Federal authorities later identified the two people arrested as Angelina Lopez-Jimenez and Wendy Godinez-Jimenez. Officials said the arrests were tied to an outstanding final removal order dating to 2019. The Department of Homeland Security stated that the arrest preceded a separate, broader federal initiative to send immigration personnel to some airports during the ongoing Department of Homeland Security funding standoff.

The central allegation: advance notice and operational coordination

The incident has also focused attention on operational steps that can occur before an arrest in an airport environment, including the transmission of travel-related information within federal systems. The underlying question is not whether immigration officers have authority to make arrests, but how and when other components of the travel-security apparatus may share flight-related details that help locate a person before departure.

In this case, public reporting and political statements converged on the claim that aviation-security channels provided timely information enabling immigration officers to intercept the travelers at SFO. That claim has sharpened local concerns because airports combine multiple layers of security, contractors, and law enforcement with overlapping roles that can make responsibility difficult to pinpoint in the moment.

Why SFO is different from most major U.S. airports

SFO is a major U.S. hub where passenger screening checkpoints are staffed by private contractors under a federal program that allows airports to outsource checkpoint operations while maintaining federal oversight and standards.
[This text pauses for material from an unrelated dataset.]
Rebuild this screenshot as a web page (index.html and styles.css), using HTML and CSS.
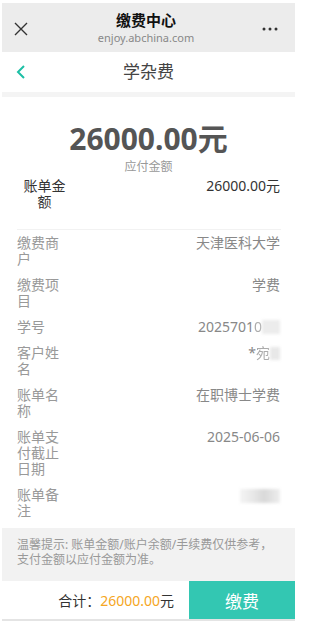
FILE: index.html
```html
<!DOCTYPE html>
<html lang="zh">
<head>
<meta charset="utf-8">
<title>学杂费</title>
<link rel="stylesheet" href="styles.css">
</head>
<body>
<div class="phone">
  <header class="topbar">
    <svg class="close" width="14" height="14" viewBox="0 0 14 14"><path d="M1 1L13 13M13 1L1 13" stroke="#333" stroke-width="1.4" fill="none"/></svg>
    <div class="top-title">
      <div class="top-name">缴费中心</div>
      <div class="top-url">enjoy.abchina.com</div>
    </div>
    <svg class="more" width="16" height="4" viewBox="0 0 16 4"><circle cx="2" cy="2" r="1.5" fill="#333"/><circle cx="8" cy="2" r="1.5" fill="#333"/><circle cx="14" cy="2" r="1.5" fill="#333"/></svg>
  </header>
  <nav class="navbar">
    <svg class="back" width="10" height="14" viewBox="0 0 10 14"><path d="M8 1L2 7L8 13" stroke="#1cbfa5" stroke-width="2" fill="none"/></svg>
    <div class="nav-title">学杂费</div>
  </nav>
  <div class="strip"></div>
  <section class="summary">
    <div class="big-amount">26000.00元</div>
    <div class="big-label">应付金额</div>
    <div class="bill-row">
      <div class="bill-label">账单金额</div>
      <div class="bill-value">26000.00元</div>
    </div>
  </section>
  <div class="sep"></div>
  <section class="details">
    <div class="row"><div class="label">缴费商户</div><div class="value">天津医科大学</div></div>
    <div class="row"><div class="label">缴费项目</div><div class="value">学费</div></div>
    <div class="row"><div class="label">学号</div><div class="value">2025701<span class="part">0</span><span class="blur b1"></span></div></div>
    <div class="row"><div class="label">客户姓名</div><div class="value">*<span class="part">宛</span><span class="blur b2"></span></div></div>
    <div class="row"><div class="label">账单名称</div><div class="value">在职博士学费</div></div>
    <div class="row"><div class="label">账单支付截止日期</div><div class="value">2025-06-06</div></div>
    <div class="row"><div class="label">账单备注</div><div class="value"><span class="blur b3"></span></div></div>
  </section>
  <div class="tip">温馨提示: 账单金额/账户余额/手续费仅供参考，支付金额以应付金额为准。</div>
  <footer class="footer">
    <div class="total">合计：<span class="total-num">26000.00</span>元</div>
    <button class="pay">缴费</button>
  </footer>
  <div class="bottom-line"></div>
</div>
</body>
</html>
```
FILE: styles.css
```css
html, body {
  margin: 0;
  padding: 0;
  background: #fff;
}
body {
  font-family: "Noto Sans", "Noto Sans CJK SC", sans-serif;
  color: #333;
}
.phone {
  width: 293px;
  margin: 3px 0 0 2px;
}
.topbar {
  height: 49px;
  background: #ececec;
  display: flex;
  align-items: center;
  padding: 0 17px 0 12px;
  box-sizing: border-box;
}
.close {
  display: block;
  margin-top: 3px;
}
.top-title {
  flex: 1;
  text-align: center;
  margin-left: 2px;
}
.top-name {
  font-size: 15px;
  font-weight: 700;
  line-height: 19px;
  color: #111;
}
.top-url {
  font-size: 11px;
  line-height: 14px;
  color: #888;
  margin-top: 1px;
}
.more {
  display: block;
  margin-top: 2px;
}
.navbar {
  height: 40px;
  background: #fff;
  display: flex;
  align-items: center;
  padding: 0 0 0 14px;
  box-sizing: border-box;
}
.back {
  display: block;
}
.nav-title {
  flex: 1;
  text-align: center;
  font-size: 17px;
  color: #444;
  margin-right: 24px;
  line-height: 20px;
}
.strip {
  height: 5px;
  background: #f4f4f4;
}
.summary {
  padding: 22px 15px 0 21px;
}
.big-amount {
  text-align: center;
  font-size: 30px;
  font-weight: 700;
  line-height: 40px;
  color: #555;
  margin-left: -6px;
}
.big-label {
  text-align: center;
  font-size: 12px;
  line-height: 16px;
  color: #999;
  margin-left: -6px;
}
.bill-row {
  display: flex;
  justify-content: space-between;
  align-items: flex-start;
  margin-top: 3px;
  font-size: 14px;
  line-height: 16px;
}
.bill-label {
  width: 43px;
  text-align: center;
  color: #333;
}
.bill-value {
  color: #333;
}
.sep {
  height: 1px;
  background: #f2f2f2;
  margin: 19px 14px 0 15px;
}
.details {
  padding: 5px 15px 3px 15px;
}
.row {
  display: flex;
  justify-content: space-between;
  align-items: flex-start;
  font-size: 14px;
  line-height: 16px;
  margin-bottom: 10px;
}
.row:last-child {
  margin-bottom: 0;
}
.label {
  width: 43px;
  color: #999;
}
.value {
  color: #888;
  text-align: right;
  display: flex;
  align-items: center;
}
.part {
  opacity: 0.7;
}
.blur {
  display: inline-block;
  background: #e8e8e8;
  filter: blur(1.5px);
}
.b1 {
  width: 18px;
  height: 14px;
  background: #ececec;
}
.b2 {
  width: 10px;
  height: 13px;
}
.b3 {
  width: 40px;
  height: 14px;
  background: linear-gradient(90deg, #f4f4f4, #e4e4e4 40%, #d8d8d8 60%, #eee);
  margin-top: 2px;
}
.tip {
  background: #f2f2f2;
  margin-top: 6px;
  padding: 9px 15px 14px 15px;
  font-size: 12px;
  line-height: 15px;
  color: #999;
}
.footer {
  height: 38px;
  display: flex;
  align-items: stretch;
  background: #fff;
}
.total {
  flex: 1;
  display: flex;
  align-items: center;
  justify-content: flex-end;
  padding-right: 15px;
  font-size: 14px;
  color: #333;
}
.total-num {
  color: #f5a623;
}
.pay {
  width: 106px;
  border: 0;
  background: #33c7b2;
  color: #fff;
  font-family: "Noto Sans CJK SC", sans-serif;
  font-size: 17px;
  padding: 0;
}
.bottom-line {
  height: 2px;
  background: #e4e4e4;
}
```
This structure has drawn attention during the current partial shutdown because contractor screening operations can continue without the same payroll disruptions that affect federal screening workforces elsewhere.

Local officials emphasized that SFO was not expected to be among airports receiving immigration personnel as substitutes for screening staff. The arrests, they said, appeared to be a distinct enforcement action rather than an airport-staffing measure.

What officials said about the arrest and the videos

Federal authorities said Lopez-Jimenez tried to flee and resisted while being escorted for processing at the airport, and that the agency has routine processing capacity at international terminals. The videos, however, fueled public questions about officer identification, use of force in front of a child, and how quickly an enforcement action escalated in a busy terminal setting.

Key issues now in focus

  • Whether and how travel-related data were shared before the arrest, and which entity initiated the notification chain.
  • What roles—if any—were played by airport screening personnel, airport police, or other local law enforcement at the scene.
  • How local sanctuary policies and state restrictions on immigration-enforcement cooperation apply inside an airport operated by the City and County of San Francisco but located in San Mateo County.

The SFO arrest has become a test case for how immigration enforcement actions unfold inside transportation hubs where federal authority, local policy, and private screening operations meet.

San Francisco officials have characterized the incident as isolated and said there was no indication of broader immigration enforcement activity at SFO. The arrests nevertheless underscored how quickly airport enforcement can become a public flashpoint—especially when an encounter is captured on video and when questions remain about the information flow that made the interception possible.